By default, Death Game Mode unlocks after clearing the main story on any tier. Players who buy into the higher tiers of the Deluxe Edition and Ultimate Edition get access to Death Game Mode from the beginning of the game instead, so they can start a combined hardcore run on day one without needing to complete a first playthrough to unlock it.
Base Difficulty | With Death Game Mode Off | With Death Game Mode On |
|---|---|---|
Story | Lightest-possible plot run, used primarily to experience the story without pressure. | Relaxed enemy pressure paired with permanent death stakes for a narrative-focused hardcore run. |
Normal | Baseline intended experience of the game. | Standard balance turned into a full hardcore run; a common pick for first death-game attempts. |
Hard | Elevated challenge for players fluent with parries, dodges, and sword skills. | Tight timing and harder patterns combined with permanent consequences for failed runs. |
Very Hard | Maximum base difficulty, built around stacked enemies and tight margins. | The full stacked experience: the hardest base tier layered with the death-game ruleset. |
Difficulty does not modify the underlying systems, but it does change how important several of them feel in practice. On Normal, many players can clear routine encounters with direct sword skill usage alone. On Hard and Very Hard, the systems around that core loop move from optional to essential.
Consumable combat items are the clearest example. Paralysis traps, throwing items, healing potions, and other field consumables can often be skipped on lower tiers, but on higher tiers they shift to mandatory tools. Setting up a paralysis window before opening on a dangerous enemy, or topping up health mid-fight with a potion, is expected play rather than a crutch. Healing crystals, which already provide a limited number of big emergency heals per character, become more of a survival reserve than a convenience.
The pressure on stamina management and aggro discipline rises in lockstep. Enemies hit harder on higher tiers, so being caught out of stamina or with a bar that has just broken becomes much more punishing, and pulling a second enemy because aggro was mishandled can turn a routine fight into a wipe. Practically, this means prep work before leaving town carries more weight on higher tiers: weapon loadout, consumable stock, growth point allocation, and party composition all matter more when the fights themselves leave less room to recover from mistakes.
For players coming from the overview and deciding where to start, a common pattern is to take a first run on Normal to learn the combat loop, then use the freedom to swap tiers from town to raise or lower the challenge by region as the party grows in skill.
Four base difficulty tiers ship with the game: Story, Normal, Hard, and Very Hard.
Tiers can be switched from town menus at any time, as long as the player is not inside an active quest.
The producer has stated that difficulty was never the focus; the weighty combat feel is a consequence of the design philosophy, not a challenge-first goal.
The tier lineup exists so players can tune the experience to their liking rather than being locked into one intended pressure curve.
Death Game Mode is a separate save-slot layer that stacks on top of any base difficulty, producing a wide range of hardcore combinations.

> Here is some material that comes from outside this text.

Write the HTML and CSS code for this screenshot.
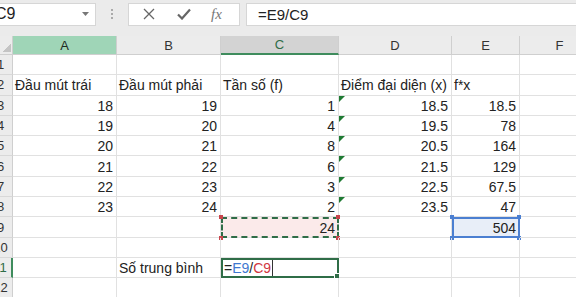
FILE: index.html
```html
<!DOCTYPE html>
<html lang="vi">
<head>
    <meta charset="UTF-8">
    <title>Bảng tính</title>
    <link rel="stylesheet" href="styles.css">
</head>
<body>
    <div class="toolbar">
        <div class="name-box">
            <span class="name">C9</span>
            <svg class="caret" width="7" height="4" viewBox="0 0 7 4"><path d="M0 0h7L3.5 4z" fill="#777"/></svg>
        </div>
        <div class="grip"><i></i><i></i><i></i></div>
        <div class="fbuttons">
            <svg width="12" height="12" viewBox="0 0 12 12"><path d="M1 1l10 10M11 1L1 11" stroke="#666" stroke-width="1.3" fill="none"/></svg>
            <svg width="14" height="12" viewBox="0 0 14 12"><path d="M1 6.5l4 4L13 1.5" stroke="#666" stroke-width="2.2" fill="none"/></svg>
            <span class="fx">fx</span>
        </div>
        <div class="formula">=E9/C9</div>
    </div>

    <div class="sheet">
        <div class="row head">
            <div class="corner"></div>
            <div class="col sel-col">A</div>
            <div class="col">B</div>
            <div class="col act-col">C</div>
            <div class="col">D</div>
            <div class="col">E</div>
            <div class="col">F</div>
        </div>
        <div class="row">
            <div class="rh">1</div><div class="c"></div><div class="c"></div><div class="c"></div><div class="c"></div><div class="c"></div><div class="c"></div>
        </div>
        <div class="row">
            <div class="rh">2</div><div class="c">Đầu mút trái</div><div class="c">Đầu mút phải</div><div class="c">Tần số (f)</div><div class="c">Điểm đại diện (x)</div><div class="c">f*x</div><div class="c"></div>
        </div>
        <div class="row">
            <div class="rh">3</div><div class="c n">18</div><div class="c n">19</div><div class="c n">1</div><div class="c n flag">18.5</div><div class="c n">18.5</div><div class="c"></div>
        </div>
        <div class="row">
            <div class="rh">4</div><div class="c n">19</div><div class="c n">20</div><div class="c n">4</div><div class="c n flag">19.5</div><div class="c n">78</div><div class="c"></div>
        </div>
        <div class="row">
            <div class="rh">5</div><div class="c n">20</div><div class="c n">21</div><div class="c n">8</div><div class="c n flag">20.5</div><div class="c n">164</div><div class="c"></div>
        </div>
        <div class="row">
            <div class="rh">6</div><div class="c n">21</div><div class="c n">22</div><div class="c n">6</div><div class="c n flag">21.5</div><div class="c n">129</div><div class="c"></div>
        </div>
        <div class="row">
            <div class="rh">7</div><div class="c n">22</div><div class="c n">23</div><div class="c n">3</div><div class="c n flag">22.5</div><div class="c n">67.5</div><div class="c"></div>
        </div>
        <div class="row">
            <div class="rh">8</div><div class="c n">23</div><div class="c n">24</div><div class="c n">2</div><div class="c n flag">23.5</div><div class="c n">47</div><div class="c"></div>
        </div>
        <div class="row">
            <div class="rh">9</div><div class="c"></div><div class="c"></div><div class="c n copy">24</div><div class="c"></div><div class="c n ref">504</div><div class="c"></div>
        </div>
        <div class="row">
            <div class="rh">10</div><div class="c"></div><div class="c"></div><div class="c"></div><div class="c"></div><div class="c"></div><div class="c"></div>
        </div>
        <div class="row">
            <div class="rh act-row">11</div><div class="c"></div><div class="c">Số trung bình</div><div class="c edit">=<span class="r1">E9</span>/<span class="r2">C9</span><span class="cursor"></span></div><div class="c"></div><div class="c"></div><div class="c"></div>
        </div>
        <div class="row">
            <div class="rh">12</div><div class="c"></div><div class="c"></div><div class="c"></div><div class="c"></div><div class="c"></div><div class="c"></div>
        </div>
    </div>
</body>
</html>
```

FILE: styles.css
```css
* {
    margin: 0;
    padding: 0;
    box-sizing: border-box;
}
body {
    background: #ebebeb;
    font-family: "Liberation Sans", Arial, sans-serif;
    color: #222;
    overflow: hidden;
}
.toolbar {
    display: flex;
    align-items: center;
    height: 36px;
    padding-bottom: 8px;
}
.name-box {
    width: 110px;
    height: 23px;
    margin-left: -14px;
    background: #fff;
    border: 1px solid #d6d6d6;
    display: flex;
    align-items: center;
    justify-content: space-between;
    padding: 0 6px 0 8px;
}
.name {
    font-size: 16px;
}
.grip {
    width: 32px;
    display: flex;
    flex-direction: column;
    align-items: center;
    gap: 2px;
}
.grip i {
    width: 2px;
    height: 2px;
    background: #aaa;
}
.fbuttons {
    width: 112px;
    height: 23px;
    background: #fff;
    border: 1px solid #d6d6d6;
    display: flex;
    align-items: center;
    padding-left: 14px;
    gap: 22px;
}
.fx {
    font-family: "Liberation Serif", serif;
    font-style: italic;
    font-size: 15px;
    color: #777;
    margin-left: -2px;
}
.formula {
    flex: 1;
    height: 23px;
    margin-left: 6px;
    margin-right: -10px;
    background: #fff;
    border: 1px solid #d6d6d6;
    font-size: 15px;
    padding: 2px 0 0 11px;
}
.sheet {
    margin-left: -11px;
    background: #fff;
}
.row {
    display: grid;
    grid-template-columns: 24px 104px 104px 118px 113px 68px 80px;
    height: 20.3px;
}
.row.head {
    height: 19px;
    background: #ececec;
}
.corner {
    border-right: 1px solid #cfcfcf;
    border-bottom: 1px solid #cfcfcf;
    background: linear-gradient(135deg, transparent 62%, #c4c4c4 62%) right 1px bottom 2px / 11px 11px no-repeat;
}
.col {
    border-right: 1px solid #cfcfcf;
    border-bottom: 1px solid #cfcfcf;
    display: flex;
    align-items: center;
    justify-content: center;
    font-size: 13px;
    color: #333;
}
.sel-col {
    background: #9fd5b7;
    color: #1f2a22;
}
.act-col {
    background: #d3d3d3;
    color: #2f6d47;
    border-bottom: 2px solid #3f8c5d;
}
.rh {
    background: #ececec;
    border-right: 1px solid #cfcfcf;
    border-bottom: 1px solid #d8d8d8;
    font-size: 13px;
    color: #333;
    display: flex;
    align-items: center;
    justify-content: center;
}
.act-row {
    color: #2f6d47;
    border-right: 2px solid #3f8c5d;
}
.c {
    position: relative;
    border-right: 1px solid #e1e1e1;
    border-bottom: 1px solid #e1e1e1;
    font-size: 14px;
    display: flex;
    align-items: center;
    padding: 1px 3px 0 2px;
    white-space: nowrap;
}
.n {
    justify-content: flex-end;
}
.flag::before {
    content: "";
    position: absolute;
    left: 0;
    top: 0;
    border-top: 6px solid #1f7a33;
    border-right: 6px solid transparent;
}
.copy {
    background: #fbeaea;
    outline: 2px dashed #2f6d47;
    outline-offset: -2px;
}
.copy::after,
.ref::after {
    content: "";
    position: absolute;
    inset: -2px -2px -3px -2px;
    background:
        linear-gradient(#c8454c, #c8454c) left top / 4px 4px no-repeat,
        linear-gradient(#c8454c, #c8454c) right top / 4px 4px no-repeat,
        linear-gradient(#c8454c, #c8454c) left bottom / 4px 4px no-repeat,
        linear-gradient(#c8454c, #c8454c) right bottom / 4px 4px no-repeat;
}
.ref {
    background: #e8eef8;
    outline: 2px solid #4b7fd1;
    outline-offset: -2px;
}
.ref::after {
    background:
        linear-gradient(#4b7fd1, #4b7fd1) left top / 4px 4px no-repeat,
        linear-gradient(#4b7fd1, #4b7fd1) right top / 4px 4px no-repeat,
        linear-gradient(#4b7fd1, #4b7fd1) left bottom / 4px 4px no-repeat,
        linear-gradient(#4b7fd1, #4b7fd1) right bottom / 4px 4px no-repeat;
}
.edit {
    outline: 2px solid #2f6d47;
    outline-offset: -2px;
    padding-left: 3px;
}
.edit::after {
    content: "";
    position: absolute;
    right: -2px;
    bottom: -2px;
    width: 4px;
    height: 4px;
    background: #2f6d47;
    border: 1px solid #fff;
}
.r1 {
    color: #3f78d0;
}
.r2 {
    color: #d0373f;
}
.cursor {
    align-self: stretch;
    width: 1px;
    background: #333;
    margin-left: 1px;
}
```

By default, Death Game Mode unlocks after clearing the main story; Deluxe Edition and Ultimate Edition players get access to it from the beginning of the game.
On higher tiers, consumable combat items like paralysis traps, throwing items, and healing potions shift from optional to essential tools.
Stamina management and aggro discipline become harder to sustain as enemy damage scales up on Hard and Very Hard.